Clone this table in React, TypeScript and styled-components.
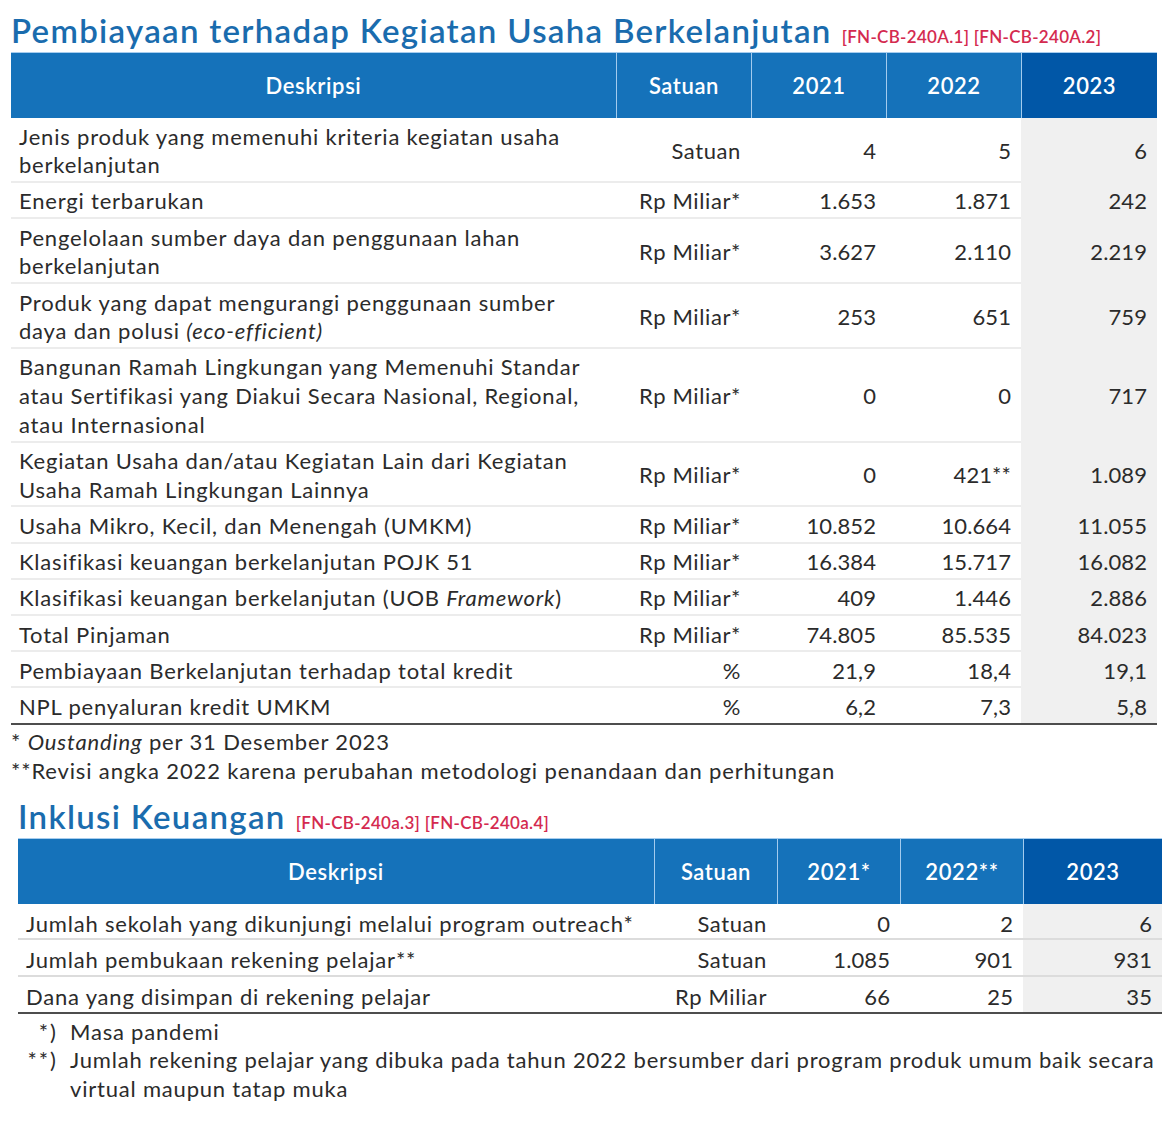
import React from "react";
import styled, { createGlobalStyle } from "styled-components";

const GlobalStyle = createGlobalStyle`
  html, body { margin: 0; padding: 0; background: #ffffff; }
  body { font-family: Lato, "Noto Sans", "Liberation Sans", sans-serif; color: #2b2b2b; }
`;

const Page = styled.div`
  width: 1170px;
  padding: 10px 0 0 11px;
  box-sizing: border-box;
`;

const Section = styled.section<{ $indent?: number }>`
  margin-left: ${(p) => p.$indent ?? 0}px;
`;

const TitleRow = styled.div`
  display: flex;
  align-items: baseline;
  gap: 10px;
  height: 42px;
  white-space: nowrap;
`;

const Title = styled.h2`
  margin: 0;
  font-family: Lato, "Noto Sans", sans-serif;
  font-weight: 600;
  font-size: 33px;
  line-height: 40px;
  letter-spacing: 1.3px;
  color: #1a6cae;
`;

const Tag = styled.span`
  font-size: 17px;
  font-weight: 600;
  letter-spacing: 0.3px;
  color: #d42a4f;
`;

const Table = styled.table<{ $width: number }>`
  width: ${(p) => p.$width}px;
  border-collapse: separate;
  border-spacing: 0;
  table-layout: fixed;
  font-size: 22px;
`;

const HeadCell = styled.th<{ $current?: boolean; $first?: boolean }>`
  height: 66px;
  padding: 0;
  box-sizing: border-box;
  background: ${(p) => (p.$current ? "#0157a7" : "#1572ba")};
  border-top: 1px solid #a7cdee;
  border-left: ${(p) => (p.$first ? "none" : "1px solid #a3cbee")};
  color: #ffffff;
  font-weight: 600;
  font-size: 22px;
  letter-spacing: 0.6px;
  text-align: center;
  vertical-align: middle;
`;

const Cell = styled.td<{
  $kind: "desc" | "unit" | "num";
  $current?: boolean;
  $last?: boolean;
  $variant: "a" | "b";
}>`
  padding: ${(p) => (p.$variant === "a" ? "4.5px" : "6px")}
    ${(p) => (p.$kind === "desc" ? "8px" : "10px")}
    ${(p) => (p.$variant === "a" ? "1px" : "0px")};
  line-height: 28.7px;
  letter-spacing: ${(p) =>
    p.$kind === "desc" ? "0.8px" : p.$kind === "unit" ? "0.6px" : "0.1px"};
  text-align: ${(p) => (p.$kind === "desc" ? "left" : "right")};
  vertical-align: middle;
  background: ${(p) => (p.$current ? "#f0f0f0" : "#ffffff")};
  border-bottom: 2px solid
    ${(p) =>
      p.$last
        ? "#4d4d4d"
        : p.$variant === "a"
        ? p.$current
          ? "#f0f0f0"
          : "#ececec"
        : "#dcdcdc"};
`;

const Notes = styled.div`
  font-size: 22px;
  line-height: 29px;
  letter-spacing: 0.85px;
  padding-top: 2px;
`;

const NoteGrid = styled.div`
  display: grid;
  grid-template-columns: 40px 1fr;
  column-gap: 12px;
  font-size: 22px;
  line-height: 28.5px;
  letter-spacing: 0.8px;
  padding-top: 4px;
`;

const Marker = styled.span`
  text-align: right;
  letter-spacing: 2px;
`;

const Spacer = styled.div`
  height: 11px;
`;

type Row = {
  d: React.ReactNode;
  u: string;
  v: [string, string, string];
};

const rows1: Row[] = [
  { d: <>Jenis produk yang memenuhi kriteria kegiatan usaha<br />berkelanjutan</>, u: "Satuan", v: ["4", "5", "6"] },
  { d: "Energi terbarukan", u: "Rp Miliar*", v: ["1.653", "1.871", "242"] },
  { d: <>Pengelolaan sumber daya dan penggunaan lahan<br />berkelanjutan</>, u: "Rp Miliar*", v: ["3.627", "2.110", "2.219"] },
  { d: <>Produk yang dapat mengurangi penggunaan sumber<br />daya dan polusi <i>(eco-efficient)</i></>, u: "Rp Miliar*", v: ["253", "651", "759"] },
  { d: <>Bangunan Ramah Lingkungan yang Memenuhi Standar<br />atau Sertifikasi yang Diakui Secara Nasional, Regional,<br />atau Internasional</>, u: "Rp Miliar*", v: ["0", "0", "717"] },
  { d: <>Kegiatan Usaha dan/atau Kegiatan Lain dari Kegiatan<br />Usaha Ramah Lingkungan Lainnya</>, u: "Rp Miliar*", v: ["0", "421**", "1.089"] },
  { d: "Usaha Mikro, Kecil, dan Menengah (UMKM)", u: "Rp Miliar*", v: ["10.852", "10.664", "11.055"] },
  { d: "Klasifikasi keuangan berkelanjutan POJK 51", u: "Rp Miliar*", v: ["16.384", "15.717", "16.082"] },
  { d: <>Klasifikasi keuangan berkelanjutan (UOB <i>Framework</i>)</>, u: "Rp Miliar*", v: ["409", "1.446", "2.886"] },
  { d: "Total Pinjaman", u: "Rp Miliar*", v: ["74.805", "85.535", "84.023"] },
  { d: "Pembiayaan Berkelanjutan terhadap total kredit", u: "%", v: ["21,9", "18,4", "19,1"] },
  { d: "NPL penyaluran kredit UMKM", u: "%", v: ["6,2", "7,3", "5,8"] },
];

const rows2: Row[] = [
  { d: "Jumlah sekolah yang dikunjungi melalui program outreach*", u: "Satuan", v: ["0", "2", "6"] },
  { d: "Jumlah pembukaan rekening pelajar**", u: "Satuan", v: ["1.085", "901", "931"] },
  { d: "Dana yang disimpan di rekening pelajar", u: "Rp Miliar", v: ["66", "25", "35"] },
];

function DataTable({
  rows,
  cols,
  years,
  variant,
}: {
  rows: Row[];
  cols: number[];
  years: [string, string, string];
  variant: "a" | "b";
}) {
  const width = cols.reduce((a, b) => a + b, 0);
  return (
    <Table $width={width}>
      <colgroup>
        {cols.map((w, i) => (
          <col key={i} style={{ width: w }} />
        ))}
      </colgroup>
      <thead>
        <tr>
          <HeadCell $first>Deskripsi</HeadCell>
          <HeadCell>Satuan</HeadCell>
          <HeadCell>{years[0]}</HeadCell>
          <HeadCell>{years[1]}</HeadCell>
          <HeadCell $current>{years[2]}</HeadCell>
        </tr>
      </thead>
      <tbody>
        {rows.map((r, i) => {
          const last = i === rows.length - 1;
          return (
            <tr key={i}>
              <Cell $variant={variant} $last={last} $kind="desc">{r.d}</Cell>
              <Cell $variant={variant} $last={last} $kind="unit">{r.u}</Cell>
              <Cell $variant={variant} $last={last} $kind="num">{r.v[0]}</Cell>
              <Cell $variant={variant} $last={last} $kind="num">{r.v[1]}</Cell>
              <Cell $variant={variant} $last={last} $kind="num" $current>{r.v[2]}</Cell>
            </tr>
          );
        })}
      </tbody>
    </Table>
  );
}

export default function App() {
  return (
    <>
      <GlobalStyle />
      <Page>
        <Section>
          <TitleRow>
            <Title>Pembiayaan terhadap Kegiatan Usaha Berkelanjutan</Title>
            <Tag>[FN-CB-240A.1] [FN-CB-240A.2]</Tag>
          </TitleRow>
          <DataTable
            rows={rows1}
            cols={[605, 135, 135, 135, 136]}
            years={["2021", "2022", "2023"]}
            variant="a"
          />
          <Notes>
            <div>* <i>Oustanding</i> per 31 Desember 2023</div>
            <div>**Revisi angka 2022 karena perubahan metodologi penandaan dan perhitungan</div>
          </Notes>
        </Section>
        <Spacer />
        <Section $indent={7}>
          <TitleRow>
            <Title>Inklusi Keuangan</Title>
            <Tag>[FN-CB-240a.3] [FN-CB-240a.4]</Tag>
          </TitleRow>
          <DataTable
            rows={rows2}
            cols={[636, 123, 123, 123, 139]}
            years={["2021*", "2022**", "2023"]}
            variant="b"
          />
          <NoteGrid>
            <Marker>*)</Marker>
            <span>Masa pandemi</span>
            <Marker>**)</Marker>
            <span>
              Jumlah rekening pelajar yang dibuka pada tahun 2022 bersumber dari program produk umum baik secara
              <br />
              virtual maupun tatap muka
            </span>
          </NoteGrid>
        </Section>
      </Page>
    </>
  );
}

### TASK OBJECTIVE
Identify every line where the string "React" appears.

### RESPONSE
Clone this table in React, TypeScript and styled-components.
import React from "react";
  d: React.ReactNode;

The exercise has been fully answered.